Ethan’s Story

Ethan came into the world in July 2010, an adorable 9lb 11oz giant who spent his first hours quietly observing the world around him. He ate well, rolled over on time, and charmed his way into the hearts of everyone that met him. Even as a very young child Ethan had a special air around him, somehow both mischievous and innocent—and oh so very sweet. He was born with soft clubfeet and at his checkups providers appeared to have trouble eliciting reflexes in his legs, but not much was thought of it at the time and there were no developmental concerns. The first sign of a problem came when he was 4 months old. When he was in his stroller, his legs seemed to just dangle limply, not kicking around like other babies’ legs. Then the delays in his milestones became more and more significant, and by 18 months he wasn’t even close to walking. We were referred to a local neurologist and began our journey toward finding the needle in the proverbial haystack. Ethan was tested for every known childhood neuromuscular disease in the book, and even some extras, such as cystic fibrosis. All tests came back normal. He finally walked at 22 months, and we chalked his delays up to a likely mild muscle disease known as a myopathy.

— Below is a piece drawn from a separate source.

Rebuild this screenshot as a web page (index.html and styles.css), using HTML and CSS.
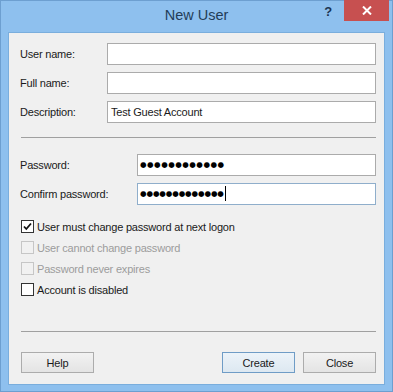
FILE: index.html
```html
<!DOCTYPE html>
<html lang="en">
<head>
    <meta charset="UTF-8">
    <title>New User</title>
    <link rel="stylesheet" href="styles.css">
</head>
<body>

<div class="window">
    <div class="titlebar">
        <span class="title">New User</span>
        <div class="controls">
            <span class="help-btn">?</span>
            <span class="close-btn">
                <svg width="10" height="9" viewBox="0 0 10 9">
                    <path d="M1 0.5 L9 8.5 M9 0.5 L1 8.5" stroke="#ffffff" stroke-width="2"/>
                </svg>
            </span>
        </div>
    </div>

    <div class="content">
        <div class="fields names">
            <label>User name:</label>
            <div class="textbox"></div>
            <label>Full name:</label>
            <div class="textbox"></div>
            <label>Description:</label>
            <div class="textbox">Test Guest Account</div>
        </div>

        <div class="separator sep-top"></div>

        <div class="fields passwords">
            <label>Password:</label>
            <div class="textbox dots">&#9679;&#9679;&#9679;&#9679;&#9679;&#9679;&#9679;&#9679;&#9679;&#9679;&#9679;&#9679;</div>
            <label>Confirm password:</label>
            <div class="textbox dots focused">&#9679;&#9679;&#9679;&#9679;&#9679;&#9679;&#9679;&#9679;&#9679;&#9679;&#9679;&#9679;&#9679;<span class="caret"></span></div>
        </div>

        <div class="checks">
            <div class="check-row">
                <span class="checkbox checked">
                    <svg width="11" height="11" viewBox="0 0 11 11">
                        <path d="M2 5.5 L4.3 8 L9 2.5" fill="none" stroke="#111111" stroke-width="1.8"/>
                    </svg>
                </span>
                <span>User must change password at next logon</span>
            </div>
            <div class="check-row disabled">
                <span class="checkbox"></span>
                <span>User cannot change password</span>
            </div>
            <div class="check-row disabled">
                <span class="checkbox"></span>
                <span>Password never expires</span>
            </div>
            <div class="check-row">
                <span class="checkbox"></span>
                <span>Account is disabled</span>
            </div>
        </div>

        <div class="separator sep-bottom"></div>

        <div class="buttons">
            <button class="btn">Help</button>
            <div class="spacer"></div>
            <button class="btn default">Create</button>
            <button class="btn">Close</button>
        </div>
    </div>
</div>

</body>
</html>
```

FILE: styles.css
```css
body {
    margin: 0;
    padding: 0;
    font-family: 'Liberation Sans', Arial, sans-serif;
    font-size: 11px;
    letter-spacing: -0.2px;
    color: #1a1a1a;
    background-color: #8ec0ee;
}

.window {
    width: 393px;
    height: 392px;
    box-sizing: border-box;
    border: 1px solid #6d9fd0;
    background-color: #8ec0ee;
    padding: 0 7px 6px 7px;
    display: flex;
    flex-direction: column;
}

.titlebar {
    position: relative;
    height: 31px;
    flex-shrink: 0;
    text-align: center;
}

.title {
    display: inline-block;
    margin-top: 6px;
    font-size: 14.5px;
    letter-spacing: 0;
    color: #233d58;
}

.controls {
    position: absolute;
    top: -1px;
    right: -4px;
    display: flex;
    align-items: flex-start;
}

.help-btn {
    margin-top: 4px;
    margin-right: 12px;
    font-weight: bold;
    font-size: 13px;
    color: #1b3552;
}

.close-btn {
    width: 45px;
    height: 21px;
    background-color: #c75050;
    display: flex;
    align-items: center;
    justify-content: center;
}

.content {
    flex: 1;
    background-color: #f0f0f0;
    border: 1px solid #7aaedd;
    padding: 10px 8px 0 11px;
}

.fields {
    display: grid;
    grid-auto-rows: 22px;
    row-gap: 7px;
    align-items: center;
}

.names {
    grid-template-columns: 87px 1fr;
}

.passwords {
    grid-template-columns: 117px 1fr;
}

.textbox {
    height: 22px;
    box-sizing: border-box;
    border: 1px solid #ababab;
    background-color: #ffffff;
    padding: 0 3px;
    line-height: 20px;
    white-space: nowrap;
    overflow: hidden;
}

.textbox.focused {
    border-color: #8faecb;
}

.dots {
    font-family: 'DejaVu Sans', sans-serif;
    font-size: 7.5px;
    letter-spacing: 0.5px;
    color: #000000;
    padding-left: 2px;
}

.dots.focused {
    letter-spacing: -0.1px;
}

.caret {
    display: inline-block;
    width: 1px;
    height: 15px;
    background-color: #000000;
    vertical-align: middle;
    margin-left: 1px;
}

.separator {
    border-top: 1px solid #a0a0a0;
    margin-left: 1px;
}

.sep-top {
    margin-top: 14px;
    margin-bottom: 16px;
}

.sep-bottom {
    margin-top: 31px;
    margin-bottom: 20px;
}

.checks {
    margin-top: 11px;
    padding-left: 1px;
}

.check-row {
    height: 21px;
    display: flex;
    align-items: center;
    gap: 3px;
}

.check-row.disabled {
    color: #9c9c9c;
}

.checkbox {
    width: 13px;
    height: 13px;
    box-sizing: border-box;
    border: 1px solid #333333;
    background-color: #ffffff;
    display: flex;
    align-items: center;
    justify-content: center;
}

.disabled .checkbox {
    border-color: #c6c6c6;
    background-color: #f1f1f1;
}

.buttons {
    display: flex;
    gap: 8px;
    padding-left: 1px;
}

.spacer {
    flex: 1;
}

.btn {
    width: 73px;
    height: 21px;
    font-family: 'Liberation Sans', Arial, sans-serif;
    font-size: 11px;
    letter-spacing: -0.2px;
    color: #1a1a1a;
    border: 1px solid #acacac;
    background: linear-gradient(#f2f2f2, #e4e4e4);
    padding: 0;
}

.btn.default {
    border-color: #6f9cc6;
    background: linear-gradient(#ecf3f9, #dde8f1);
}
```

At 29 months, Ethan received a nerve conduction study at Seattle Children’s Hospital which showed significantly slowed nerve conduction speeds, and a diagnosis began to emerge. He had a severe form of Charcot-Marie-Tooth (CMT) disease. Doctors didn’t have a clear prognosis but thought at worst, he might eventually be wheelchair-bound. And so the genetic testing for CMT variations began, but all the tests came back normal. During this time Ethan had his feet serial casted to fix the clubfoot deformity, and continued to walk for about a year. During this time, even just walking began to take great effort, and he had to start using a walker occasionally … and then more and more often. Despite the difficulties he faced, Ethan’s favorite phrase during this time was “I can do it myself.” He wanted so badly to interact with the world on his terms and was determined to let nothing hold him back. Suddenly, after turning four, he lost the ability to use his walker functionally and began using a manual wheelchair. We were already at our worst-case scenario, and had gotten a diagnosis only 2 years earlier.

Sadly, the loss of motor function is not the only medical setback Ethan has to contend with. Since he was 18 months old he has also suffered from repeated respiratory infections, often resulting in pneumonia and trips to the ER. Our little boy happily playing Minecraft while hooked up to a myriad of breathing tubes and machines during his respiratory treatments is a common sight for us during the winter and spring. Knowing the course this disease will take, we anticipate the use of even more invasive breathing assistance in the future. In addition, during these illnesses Ethan loses motor strength and sometimes can’t regain it.

ethanparasports2As test after test came up with no CMT mutation, we knew we had to do something more. We pushed for a much more extensive test known as exome sequencing in the hope it would give us an answer, waited many months, and finally got an answer we didn’t want to hear: Ethan had CMT4J, and the prognosis was devastating. Only 22 people in the world had the disease, and we were sure this meant there was no way anyone in the medical community was interested in finding a cure. We held out hope that maybe someday we would find a clinical trial if more diagnoses were made.

But just a few days later we found Dr. Jun Li, a specialist in CMT4J, and our world changed. Our tiny bit of hope blossomed and we allowed ourselves to imagine a different future for Ethan. One where he could reach the potential we all see inside him. One where life didn’t have to be so hard for our sweet boy. Dr. Li was quick to respond and very interested in seeing Ethan, and so we made plans immediately. When we explained to Ethan we would be traveling to see a very special doctor who sees patients with his exact disease, the first words out of his mouth were, “Will he fix my legs?” We told him “no,” and explained that Dr. Li had to research for a very long time before finding out how to help him. He accepted this without question, with an ever-growing understanding of his own limitations that should never have to exist in a 6 year old’s mind.

Meeting Dr. Li was shocking. We have never seen such excitement from a physician, or encountered someone who saw Ethan’s disease as something other than hopeless. He is undoubtedly a man of action, and when your child has an ultra-rare, life-threatening disease, that is an unbelievable gift. And not only had we found someone dedicated to finding a cure, but during our visit Dr. Li referred us to the Talia Duff Foundation—and suddenly we were not alone. Now we have allies who are as committed to the journey as we are, who feel, as we do, that no matter the odds this fight is worth it. We are beyond grateful to have a chance to fight for Ethan, others with CMT4J, and the many others with rare diseases.

Ethan is an amazing child, an unforgettable human being. He is extremely bright, charming, outgoing, and willful. He loves making new friends. He is an entertainer. He loves science and technology and wishes to someday engineer robot legs, when he’s not busy being president. He doesn’t quite understand the concept of gene therapy, but our greatest wish is that someday he will have the opportunity as an adult to marvel at something that not only saved his life, but went on to save many, many others. In the words of his kindergarten teacher, “Ethan doesn’t like to be told no, but he is the kind of person who changes the world.”